Some Republicans are claiming that the Trumpcare bill passed by the House of Representatives is about lowering premiums and giving states flexibility. However, the congressman given credit for reviving Trumpcare, Rep. Tom MacArthur (R-NJ), admitted that the purpose of the bill is to protect the profits of insurance companies by shifting the costs of pre-existing conditions onto the taxpayers.
On the May 5th MSNBC show “For the Record with Greta,” MacArthur had this to say [emphasis mine]:
MacArthur: The reason premiums have skyrocketed over the last seven years is because pre-existing conditions are being borne by all the policyholders and millions, 23 million haven’t bought insurance so you have this, you have this less than optimal group paying for all these pre-existing conditions.

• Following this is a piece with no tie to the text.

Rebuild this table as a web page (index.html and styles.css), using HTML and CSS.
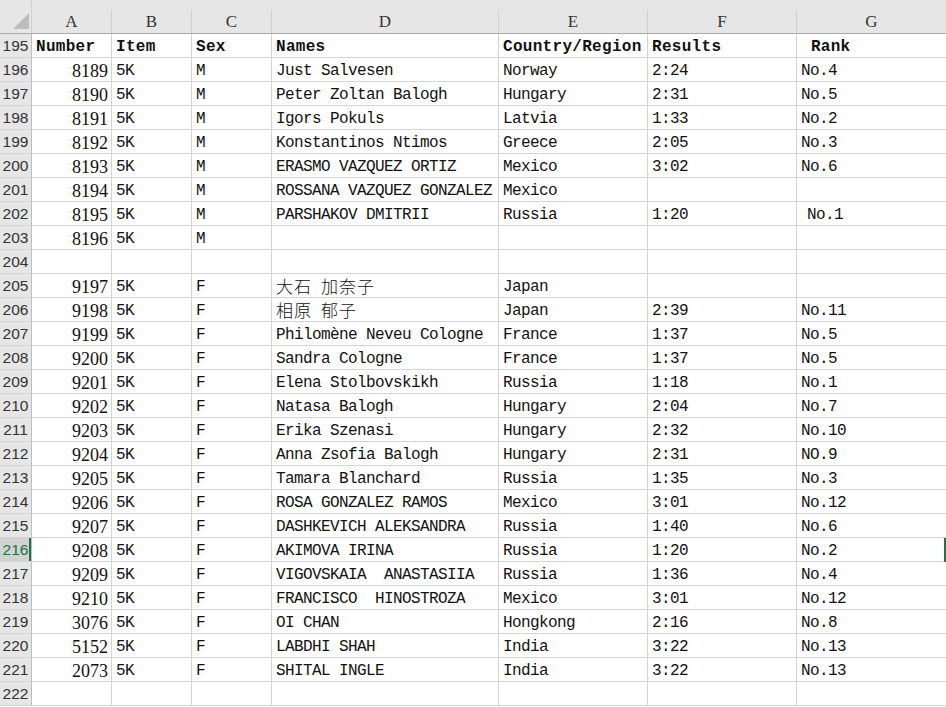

Greta: So who will be paying for all the pre-existing conditions?
MacArthur: Well we moved it from the policyholder to the much broader shoulders of the taxpayer, and that will allow everyone’s premiums to drop. That’s what I believe will happen.
(Time of quote: 1:33)
When MacArthur says we are moving the cost from “the policyholder to the much broader shoulders of the taxpayer,” he is admitting that Republicans are changing the system so that the health insurance companies only have to insure healthy people. Once people get sick, insurance companies can shift the responsibility to the government, corporate welfare at its finest!
As a former insurance company CEO, MacArthur knows the way insurance works. Risk is spread among a large group of people. People pay something every period to protect against a larger lost. A small number of people have claims, but the claims (hopefully) are less than than premiums while still allowing the insurance company to make a profit. Any insurance company would be thrilled to have to only cover people who have no claims, and then once they have claims to make somebody else—in this case the government—responsible.
MacArthur’s statement also implies that insurance companies cannot handle people with pre-existing conditions and keep insurance affordable without government intervention. If insurance and medical costs cannot be kept affordable without putting the burden on the “much broader shoulders of the taxpayer,” then the free-market does not work for health care.
MacArthur is not to only House member to argue for moving the sick from the insurance pool. Rep. Mark Sanford (R-SC) said on the May 5th episode of MTP Daily:
What we’re doing right now with the Affordable Care Act is a hidden cost shift from many people who are healthy and perhaps young within the individual health care marketplace over to people who have more profound health care needs. And all we’re saying is let healthcare be healthcare insurance for people for the preponderance of that marketplace so that it can be priced in a way so that young people are increasingly induced to participate, and for the people who do have the profound health care needs, lets be overt about helping them.
(Time of quote: 1:42)
The Republicans are admitting that the for-profit health insurance system does not work. If insurance companies need government help to keep premiums affordable, then insurance companies serve no purpose except to make health care more expensive. Now it would show compassion if the Republicans were serious about being “overt” to help people with medical needs. Instead they are covert about letting sick people pay higher premiums assuming they can get coverage, causing severe financial and emotional stress, and causing pain, suffering and possibly death all in the name of corporate welfare.
To resolve this charade we should immediately move to a Medicare-for-all health care system. A Medicare-for-all system would cover everybody, eliminate copays and deductibles, allow patients to choose any doctor or hospital, reduce health care costs for almost everybody, and substantially reduce health care costs for the nation.
A Medicare-for-all system is the only system, to use MacArthur and Sanford’s words, that would move costs “to the much broader shoulders of the taxpayer, and that will allow everyone’s premiums to drop.” Medicare-for-all would provide “overt” help to the people who have “profound health care needs.” In short, Medicare-for-all would provide all the benefits that Republicans claim to want, but are repudiating with their proposed deny-care system known as Trumpcare.